[FOM] Adventures in Formalization
Natarajan Shankar
shankar at csl.sri.com
Sat Sep 19 18:15:08 EDT 2015
Dear Harvey: I read your FOM postings on ``Adventures in Formalization''
with interest, and
sympathize with the spirit of your remarks and quite a few of the
details. Here's some
feedback on the Beautiful Formalization Project (BFP) from the
perspective of our
PVS proof assistant whose design goals closely match several of the
criteria that you have outlined.
By way of background, for at least thirty years now, it has been the
case that most of the
proofs from the mathematical literature prior to 1950, say, have not
been particularly
challenging to machine-check even for proof assistants with fairly weak
automation. There
are several substantive proof libraries that would enlighten your
``typical skeptical
mathematician''. The more interesting challenge is to construct
formalizations that are
beautiful, so that even the ``nuanced doubters'' are convinced that
there is good value to
be derived from the formalization process and the availability of formal
mathematical
content supported by powerful inference algorithms.
THEOREM STATEMENTS: You are indeed correct in asserting that the
readability of the formal
presentation is critical. This is especially the case in computing
where many errors lurk
in the formalization of informal ``requirements''. On this dimension,
formal mathematics
with mechanization can go considerably beyond informal mathematics to
support a precise yet
natural mathematical vernacular. As a simple example, I always took it
on faith, as
virtually every textbook treatment does, that (n choose k) = n!
/k!(n-k)! defines an
integer. It helps to have a typechecker tell you that this isn't
entirely obvious, and
that furthermore k should be at most n, and that the division is fine
because the product
of two factorials is never zero. (Free logics of the kind you suggest
turn out to be quite
a bit more painful than clearly restricting the domain of the
denominator to nonzero
numbers.)
ABSOLUTE INFALLIBILITY: As Paulson already mentioned, there already are
some quite impressive
attempts to shrink the trusted core. More below.

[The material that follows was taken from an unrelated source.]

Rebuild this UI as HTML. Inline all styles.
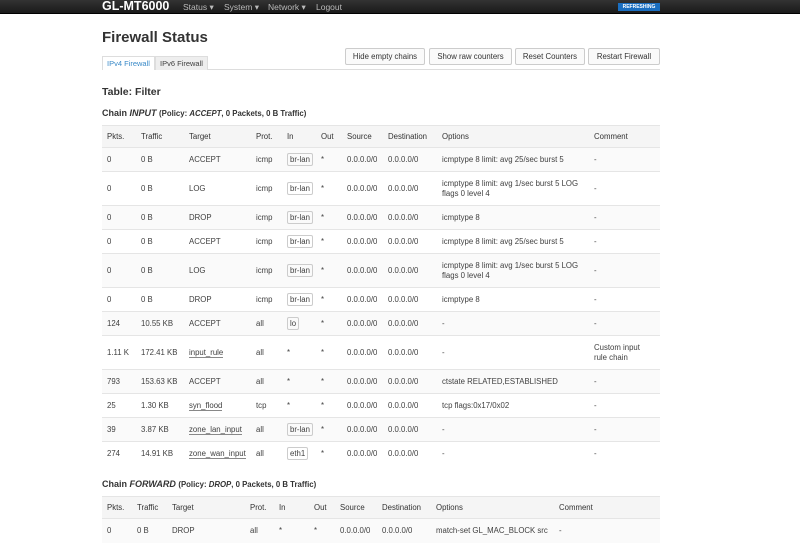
<!DOCTYPE html>
<html><head><meta charset="utf-8"><style>
*{box-sizing:border-box}
body{margin:0;width:800px;height:541px;overflow:hidden;background:#fff;font-family:"Liberation Sans",sans-serif;color:#404040;font-size:8px}
.nav{position:absolute;left:0;top:0;width:800px;height:14px;background:linear-gradient(#333,#1a1a1a);border-bottom:1px solid #000}
.nav .brand{position:absolute;left:102px;top:-1px;color:#fff;font-size:12.5px;font-weight:bold}
.nav .m{position:absolute;top:2px;color:#bbb;font-size:8.5px}
.ref{position:absolute;left:618px;top:3px;width:42px;height:8px;background:#1a6ec0;color:#fff;font-size:5px;font-weight:bold;text-align:center;line-height:8px}
h2{position:absolute;left:102px;top:29px;margin:0;font-size:15px;color:#333}
.tabs{position:absolute;left:102px;top:56px;width:558px;height:14px;border-bottom:1px solid #ddd}
.tab{position:absolute;top:0;height:14px;font-size:7.5px;line-height:14px;padding:0 4px;border:1px solid #ddd;border-bottom:none}
.btn{position:absolute;top:48px;height:17px;border:1px solid #ccc;border-radius:2px;background:#fafafa;font-size:7.8px;line-height:15px;text-align:center;color:#333}
.h3{position:absolute;left:102px;top:86px;font-size:10.5px;font-weight:bold;color:#333}
.h4{position:absolute;left:102px;font-size:9px;font-weight:bold;color:#333}
table{position:absolute;left:102px;width:558px;border-collapse:collapse;table-layout:fixed}
td,th{padding:0 0 0 5px;text-align:left;font-weight:normal;vertical-align:middle;border-top:1px solid #e5e5e5;line-height:10px;font-size:7.8px}
th{background:#f5f5f5;height:22px;color:#333}
tr.s td{height:24px}tr.d td{height:34px}
tbody tr:nth-child(odd) td{background:#fafafa}
.b{border:1px solid #ccc;border-radius:2px;padding:1px 2px}
.u{border-bottom:1px solid #888}
</style></head><body>
<div class="nav"><span class="brand">GL-MT6000</span>
<span class="m" style="left:183px">Status ▾</span><span class="m" style="left:224px">System ▾</span><span class="m" style="left:268px">Network ▾</span><span class="m" style="left:316px">Logout</span>
<div class="ref">REFRESHING</div></div>
<h2>Firewall Status</h2>
<div class="tabs"><span class="tab" style="left:0;color:#3a8ac8;background:#fff">IPv4 Firewall</span><span class="tab" style="left:53px;background:#eee">IPv6 Firewall</span></div>
<div class="btn" style="left:345px;width:80px">Hide empty chains</div>
<div class="btn" style="left:429px;width:83px">Show raw counters</div>
<div class="btn" style="left:515px;width:70px">Reset Counters</div>
<div class="btn" style="left:588px;width:72px">Restart Firewall</div>
<div class="h3">Table: Filter</div>
<div class="h4" style="top:108px">Chain <i>INPUT</i> <span style="font-size:7.8px">(Policy: <i>ACCEPT</i>, 0 Packets, 0 B Traffic)</span></div>
<table style="top:125px"><colgroup><col style="width:34px"><col style="width:48px"><col style="width:67px"><col style="width:31px"><col style="width:34px"><col style="width:26px"><col style="width:41px"><col style="width:54px"><col style="width:152px"><col style="width:71px"></colgroup>
<thead><tr><th>Pkts.</th><th>Traffic</th><th>Target</th><th>Prot.</th><th>In</th><th>Out</th><th>Source</th><th>Destination</th><th>Options</th><th>Comment</th></tr></thead>
<tbody>
<tr class="s"><td>0</td><td>0 B</td><td>ACCEPT</td><td>icmp</td><td><span class="b">br-lan</span></td><td>*</td><td>0.0.0.0/0</td><td>0.0.0.0/0</td><td>icmptype 8 limit: avg 25/sec burst 5</td><td>-</td></tr>
<tr class="d"><td>0</td><td>0 B</td><td>LOG</td><td>icmp</td><td><span class="b">br-lan</span></td><td>*</td><td>0.0.0.0/0</td><td>0.0.0.0/0</td><td>icmptype 8 limit: avg 1/sec burst 5 LOG flags 0 level 4</td><td>-</td></tr>
<tr class="s"><td>0</td><td>0 B</td><td>DROP</td><td>icmp</td><td><span class="b">br-lan</span></td><td>*</td><td>0.0.0.0/0</td><td>0.0.0.0/0</td><td>icmptype 8</td><td>-</td></tr>
<tr class="s"><td>0</td><td>0 B</td><td>ACCEPT</td><td>icmp</td><td><span class="b">br-lan</span></td><td>*</td><td>0.0.0.0/0</td><td>0.0.0.0/0</td><td>icmptype 8 limit: avg 25/sec burst 5</td><td>-</td></tr>
<tr class="d"><td>0</td><td>0 B</td><td>LOG</td><td>icmp</td><td><span class="b">br-lan</span></td><td>*</td><td>0.0.0.0/0</td><td>0.0.0.0/0</td><td>icmptype 8 limit: avg 1/sec burst 5 LOG flags 0 level 4</td><td>-</td></tr>
<tr class="s"><td>0</td><td>0 B</td><td>DROP</td><td>icmp</td><td><span class="b">br-lan</span></td><td>*</td><td>0.0.0.0/0</td><td>0.0.0.0/0</td><td>icmptype 8</td><td>-</td></tr>
<tr class="s"><td>124</td><td>10.55 KB</td><td>ACCEPT</td><td>all</td><td><span class="b">lo</span></td><td>*</td><td>0.0.0.0/0</td><td>0.0.0.0/0</td><td>-</td><td>-</td></tr>
<tr class="d"><td>1.11 K</td><td>172.41 KB</td><td><span class="u">input_rule</span></td><td>all</td><td>*</td><td>*</td><td>0.0.0.0/0</td><td>0.0.0.0/0</td><td>-</td><td style="padding-right:12px">Custom input rule chain</td></tr>
<tr class="s"><td>793</td><td>153.63 KB</td><td>ACCEPT</td><td>all</td><td>*</td><td>*</td><td>0.0.0.0/0</td><td>0.0.0.0/0</td><td>ctstate RELATED,ESTABLISHED</td><td>-</td></tr>
<tr class="s"><td>25</td><td>1.30 KB</td><td><span class="u">syn_flood</span></td><td>tcp</td><td>*</td><td>*</td><td>0.0.0.0/0</td><td>0.0.0.0/0</td><td>tcp flags:0x17/0x02</td><td>-</td></tr>
<tr class="s"><td>39</td><td>3.87 KB</td><td><span class="u">zone_lan_input</span></td><td>all</td><td><span class="b">br-lan</span></td><td>*</td><td>0.0.0.0/0</td><td>0.0.0.0/0</td><td>-</td><td>-</td></tr>
<tr class="s"><td>274</td><td>14.91 KB</td><td><span class="u">zone_wan_input</span></td><td>all</td><td><span class="b">eth1</span></td><td>*</td><td>0.0.0.0/0</td><td>0.0.0.0/0</td><td>-</td><td>-</td></tr>
</tbody></table>
<div class="h4" style="top:479px">Chain <i>FORWARD</i> <span style="font-size:7.8px">(Policy: <i>DROP</i>, 0 Packets, 0 B Traffic)</span></div>
<table style="top:496px"><colgroup><col style="width:30px"><col style="width:35px"><col style="width:78px"><col style="width:29px"><col style="width:35px"><col style="width:26px"><col style="width:42px"><col style="width:54px"><col style="width:123px"><col style="width:106px"></colgroup>
<thead><tr><th>Pkts.</th><th>Traffic</th><th>Target</th><th>Prot.</th><th>In</th><th>Out</th><th>Source</th><th>Destination</th><th>Options</th><th>Comment</th></tr></thead>
<tbody><tr class="s"><td>0</td><td>0 B</td><td>DROP</td><td>all</td><td>*</td><td>*</td><td>0.0.0.0/0</td><td>0.0.0.0/0</td><td>match-set GL_MAC_BLOCK src</td><td>-</td></tr></tbody></table>
</body></html>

GOLD STANDARD: Over the past few years, I have been working
intermittently on a project
called the Kernel of Truth (KoT) to bridge the gap between a usable
formal language with
efficient mechanized inference and a small trusted kernel for exactly
the kind of core
logics you have in mind. The premise of the project is that a typical
proof engineer
wishes to work on a domain-friendly formalism with domain-friendly
automation that might be
untrusted and even experimental. Typically, a lot of this proof work is
exploratory but
every now and then, claims need to be certified. For this, the
untrusted proof engines
generate certificates and these certificate/claim pairs are checked
using checkers that
have been verified relative to the trusted kernel. This way the
certificates need not be
expanded down to proofs at the kernel level, as is the case in the LCF
approach. Also,
certificate checkers are considerably easier to verify than your typical
SAT/SMT solver.
SELF PROVING: This was a hugely important design consideration in PVS
when we were
developing the system twenty five years ago. Many features of the type
system work
effectively only when there is adequate automation for the trivial
inference steps. We
wanted proofs to be developed through a dialogue at roughly the same
level of detail and
proof hints as a convincing informal exposition. Trivial inference
steps and
simplifications should be handled by decision procedures for
propositional logic, equality
reasoning, and for theory combinations including linear arithmetic. Most
of the time is
spent on exploratory proof attempts that fail, and they fail because
either the statement
is unprovable or the proof is incorrect. We therefore tried to use the
automation to
simplify the statement to a point where the error is apparent. Overall,
the user guides
the proof by suggesting induction, non-obvious/non-local case splits,
lemmas, and
instantiations. The proof dialogue is based on HAVE/WANT-style sequents
with user-supplied
proof hints that drive the proof goal into easily decidable subgoals.
However, obviousness
can be a moving target. For example, the first couple of cases in a
proof could be
nontrivial, but the remaining cases may not hold any new surprises.
There is plenty of
scope for improving the automation to expand the range of obvious
inferences, particularly
to cover obvious inferences involving quantifier instantiation and
nonlinear arithmetic
equality and inequality constraints.
In summary, modern proof assistants have experimented with many ideas
that are similar to
the ones you have proposed and there is a large body of accumulated
evidence that can
definitely inform your thinking on BFP. Conversely, it would be great
to have your
feedback pinpointing opportunities for radical improvements.